Tech companies depend on the 85,000 workers allowed into US annually under the H1B visa programme

H1-B visa cap reached within six days
Daisuke Wakabayashi Nelson D Schwartz San Francisco
Last Updated : Feb 07 2017 | 4:27 AM IST
The “knowledge transfer sessions” started a few months after Jeff Tan received notice last summer that he and about 80 co-workers would be laid off by the University of California, San Francisco, at the end of February.

At daily two-hour meetings with employees from HCL Technologies, an Indian tech services company that had landed the outsourcing contract from UCSF, Tan trained HCL staff members in India by video conference and employees brought to the United States on H1B visas how to do his job.

More than any other industry, tech companies depend on the 85,000 foreign workers allowed into the United States annually under the H1B visa programme.

The H1B is a temporary visa intended to bring in foreign professionals with college degrees and specialised skills to fill jobs when qualified Americans cannot be found. Technology giants like Microsoft and Google have pressed for increases in the annual quotas, saying there are not enough Americans with the skills they need. But for tech workers like Tan, the programme has had very negative consequences.

“I thought the purpose of H1B visas was to give America a competitive edge, not help companies ship American jobs abroad,” said Tan, who had worked for the university as an information technology systems administrator for 20 years. “This is now standard practice in the technology industry.”

The debate over H1B visas has gained new urgency as employers prepare for President Trump to sign an executive order to overhaul the program. It is not clear what action Trump plans to take, but a draft of a proposed executive order on the matter was leaked last week.
It included a passage saying options for modifying the H1B programme would be considered to “ensure that beneficiaries of the programme are the best and the brightest.”

The H1B programme’s critics say the system provides a way for American companies to turn over technology departments to outsourcing companies. These are gaming the system to snap up the visas so they can replace American workers with less expensive, temporary staff members.

A research report by Goldman Sachs estimates that 900,000 to a million H1B visa holders now reside in the United States, and that they account for up to 13 per cent of American technology jobs. In 2014, 13 outsourcing firms accounted for one-third of all H1B visas. They use a loophole in the current first-come, first-served lottery system to flood the applicant pool with their candidates.

In many cases, those candidates are paid slightly more than the $60,000-a-year minimum salary required by the program for dependent companies seeking a waiver from having to recruit Americans first — but less than what American technology workers make.

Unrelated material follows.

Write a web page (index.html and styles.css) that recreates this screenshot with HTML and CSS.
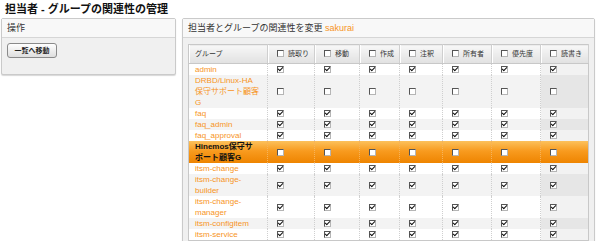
FILE: index.html
```html
<!doctype html>
<html>
	<head>
		<meta charset="UTF-8">
		<title>担当者 - グループの関連性の管理</title>
		<link rel="stylesheet" href="styles.css">
	</head>
<body>
	<h1 class="title">担当者 - グループの関連性の管理</h1>
	<div class="main">
		<div class="box side">
			<div class="box-hd">操作</div>
			<div class="box-bd">
				<button class="btn" type="button">一覧へ移動</button>
			</div>
		</div>
		<div class="box content">
			<div class="box-hd">担当者とグループの関連性を変更 <span class="user">sakurai</span></div>
			<div class="box-bd">
				<table class="perm">
					<thead>
						<tr>
							<th class="name">グループ</th>
							<th class="c1"><span class="cb"></span>読取り</th>
							<th class="c2"><span class="cb"></span>移動</th>
							<th class="c3"><span class="cb"></span>作成</th>
							<th class="c4"><span class="cb"></span>注釈</th>
							<th class="c5"><span class="cb"></span>所有者</th>
							<th class="c6"><span class="cb"></span>優先度</th>
							<th class="c7"><span class="cb"></span>読書き</th>
						</tr>
					</thead>
					<tbody>
						<tr>
							<td class="name"><a href="#">admin</a></td>
							<td><span class="cb on"></span></td><td><span class="cb on"></span></td><td><span class="cb on"></span></td><td><span class="cb on"></span></td><td><span class="cb on"></span></td><td><span class="cb on"></span></td><td class="rw"><span class="cb on"></span></td>
						</tr>
						<tr>
							<td class="name"><a href="#">DRBD/Linux-HA保守サポート顧客G</a></td>
							<td><span class="cb"></span></td><td><span class="cb"></span></td><td><span class="cb"></span></td><td><span class="cb"></span></td><td><span class="cb"></span></td><td><span class="cb"></span></td><td class="rw"><span class="cb"></span></td>
						</tr>
						<tr>
							<td class="name"><a href="#">faq</a></td>
							<td><span class="cb on"></span></td><td><span class="cb on"></span></td><td><span class="cb on"></span></td><td><span class="cb on"></span></td><td><span class="cb on"></span></td><td><span class="cb on"></span></td><td class="rw"><span class="cb on"></span></td>
						</tr>
						<tr>
							<td class="name"><a href="#">faq_admin</a></td>
							<td><span class="cb on"></span></td><td><span class="cb on"></span></td><td><span class="cb on"></span></td><td><span class="cb on"></span></td><td><span class="cb on"></span></td><td><span class="cb on"></span></td><td class="rw"><span class="cb on"></span></td>
						</tr>
						<tr>
							<td class="name"><a href="#">faq_approval</a></td>
							<td><span class="cb on"></span></td><td><span class="cb on"></span></td><td><span class="cb on"></span></td><td><span class="cb on"></span></td><td><span class="cb on"></span></td><td><span class="cb on"></span></td><td class="rw"><span class="cb on"></span></td>
						</tr>
						<tr class="hover">
							<td class="name"><a href="#">Hinemos保守サポート顧客G</a></td>
							<td><span class="cb"></span></td><td><span class="cb"></span></td><td><span class="cb"></span></td><td><span class="cb"></span></td><td><span class="cb"></span></td><td><span class="cb"></span></td><td class="rw"><span class="cb"></span></td>
						</tr>
						<tr>
							<td class="name"><a href="#">itsm-change</a></td>
							<td><span class="cb on"></span></td><td><span class="cb on"></span></td><td><span class="cb on"></span></td><td><span class="cb on"></span></td><td><span class="cb on"></span></td><td><span class="cb on"></span></td><td class="rw"><span class="cb on"></span></td>
						</tr>
						<tr>
							<td class="name"><a href="#">itsm-change-builder</a></td>
							<td><span class="cb on"></span></td><td><span class="cb on"></span></td><td><span class="cb on"></span></td><td><span class="cb on"></span></td><td><span class="cb on"></span></td><td><span class="cb on"></span></td><td class="rw"><span class="cb on"></span></td>
						</tr>
						<tr>
							<td class="name"><a href="#">itsm-change-manager</a></td>
							<td><span class="cb on"></span></td><td><span class="cb on"></span></td><td><span class="cb on"></span></td><td><span class="cb on"></span></td><td><span class="cb on"></span></td><td><span class="cb on"></span></td><td class="rw"><span class="cb on"></span></td>
						</tr>
						<tr>
							<td class="name"><a href="#">itsm-configitem</a></td>
							<td><span class="cb on"></span></td><td><span class="cb on"></span></td><td><span class="cb on"></span></td><td><span class="cb on"></span></td><td><span class="cb on"></span></td><td><span class="cb on"></span></td><td class="rw"><span class="cb on"></span></td>
						</tr>
						<tr>
							<td class="name"><a href="#">itsm-service</a></td>
							<td><span class="cb on"></span></td><td><span class="cb on"></span></td><td><span class="cb on"></span></td><td><span class="cb on"></span></td><td><span class="cb on"></span></td><td><span class="cb on"></span></td><td class="rw"><span class="cb on"></span></td>
						</tr>
					</tbody>
				</table>
			</div>
		</div>
	</div>
</body>
</html>
```

FILE: styles.css
```css
*{
	margin:0;
	padding:0;
}
html,body{
	overflow:hidden;
}
body{
	background:#fff;
	color:#222;
	font-family:"Liberation Sans","Noto Sans CJK JP",sans-serif;
}
a{
	text-decoration:none;
	color:#f7941d;
}
.title{
	padding:2px 0 0 5px;
	height:14px;
	line-height:14px;
	font-size:11px;
	font-weight:bold;
	color:#111;
}
.main{
	display:flex;
	align-items:flex-start;
	gap:6px;
	margin-top:2px;
	padding-left:1px;
}
.box{
	box-sizing:border-box;
	border:1px solid #cacaca;
	border-radius:2px;
	background:#f0f0f0;
	box-shadow:0 1px 1px #d8d8d8;
}
.side{
	width:175px;
}
.content{
	width:413px;
}
.box-hd{
	height:18px;
	padding-left:5px;
	line-height:18px;
	font-size:9px;
	color:#333;
	background:#f8f8f8;
	border-bottom:1px solid #d6d6d6;
}
.box-hd .user{
	color:#f7941d;
}
.side .box-bd{
	padding:5px 5px 16px;
}
.content .box-bd{
	padding:6px 6px 6px 5px;
}
.btn{
	display:block;
	width:50px;
	height:15px;
	border:1px solid #8a8a8a;
	border-radius:3px;
	background:linear-gradient(#ffffff,#dedede);
	font-family:"Liberation Sans","Noto Sans CJK JP",sans-serif;
	font-size:7px;
	font-weight:bold;
	color:#222;
	line-height:13px;
	cursor:pointer;
}
.perm{
	width:400px;
	table-layout:fixed;
	border-collapse:collapse;
	border:1px solid #c8c8c8;
	background:#fff;
}
.perm th,
.perm td{
	box-sizing:border-box;
}
.perm th{
	height:19px;
	padding:0 0 0 9px;
	text-align:left;
	font-size:7px;
	font-weight:normal;
	color:#333;
	line-height:18px;
	white-space:nowrap;
	overflow:hidden;
	background:linear-gradient(#f7f7f7,#e1e1e1);
	border-right:1px solid #cfcfcf;
	border-bottom:1px solid #c8c8c8;
	box-shadow:inset 1px 0 #fff;
}
.perm th.name{
	width:79px;
	padding-left:6px;
}
.perm th.c1{ width:47px; }
.perm th.c2{ width:45px; }
.perm th.c3{ width:40px; }
.perm th.c4{ width:43px; }
.perm th.c5{ width:49px; }
.perm th.c6{ width:49px; }
.perm th.c7{ width:48px; }
.perm th .cb{
	margin-right:4px;
	vertical-align:-1px;
}
.perm td{
	padding:0 0 0 9px;
	font-size:8px;
	line-height:11px;
	vertical-align:middle;
	border-left:1px dotted #cfcfcf;
}
.perm td.name{
	padding:0 8px 0 6px;
	border-left:none;
}
.perm tbody tr:nth-child(even){
	background:#f3f3f3;
}
.perm td.rw{
	background:rgba(0,0,0,.05);
}
.perm tbody tr.hover{
	background:linear-gradient(#fcc15c,#f89b1f 45%,#ee8400);
}
.perm tr.hover td{
	border-left-color:#f6b35a;
}
.perm tr.hover td.rw{
	background:none;
}
.perm tr.hover a{
	color:#111;
	font-weight:bold;
}
.cb{
	display:inline-block;
	position:relative;
	box-sizing:border-box;
	width:7px;
	height:7px;
	border:1px solid;
	border-color:#555 #b5b5b5 #b5b5b5 #555;
	background:#fff;
	vertical-align:middle;
}
.cb.on::after{
	content:"";
	position:absolute;
	left:1px;
	top:-1px;
	width:2px;
	height:4px;
	border:solid #111;
	border-width:0 1px 1px 0;
	transform:rotate(45deg);
}
```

Audrey Hatten-Milholin, 54, was notified in July that she would be laid off from the University of California, San Francisco, at the end of February after 17 years in its technology department.

Along with eight others, she filed a complaint in November with California’s Department of Fair Employment and Housing, charging that replacing her and others with “significantly younger, male” workers “who will then perform the work overseas” was discriminatory. “We are at a disadvantage as Americans,” Hatten-Milholin said.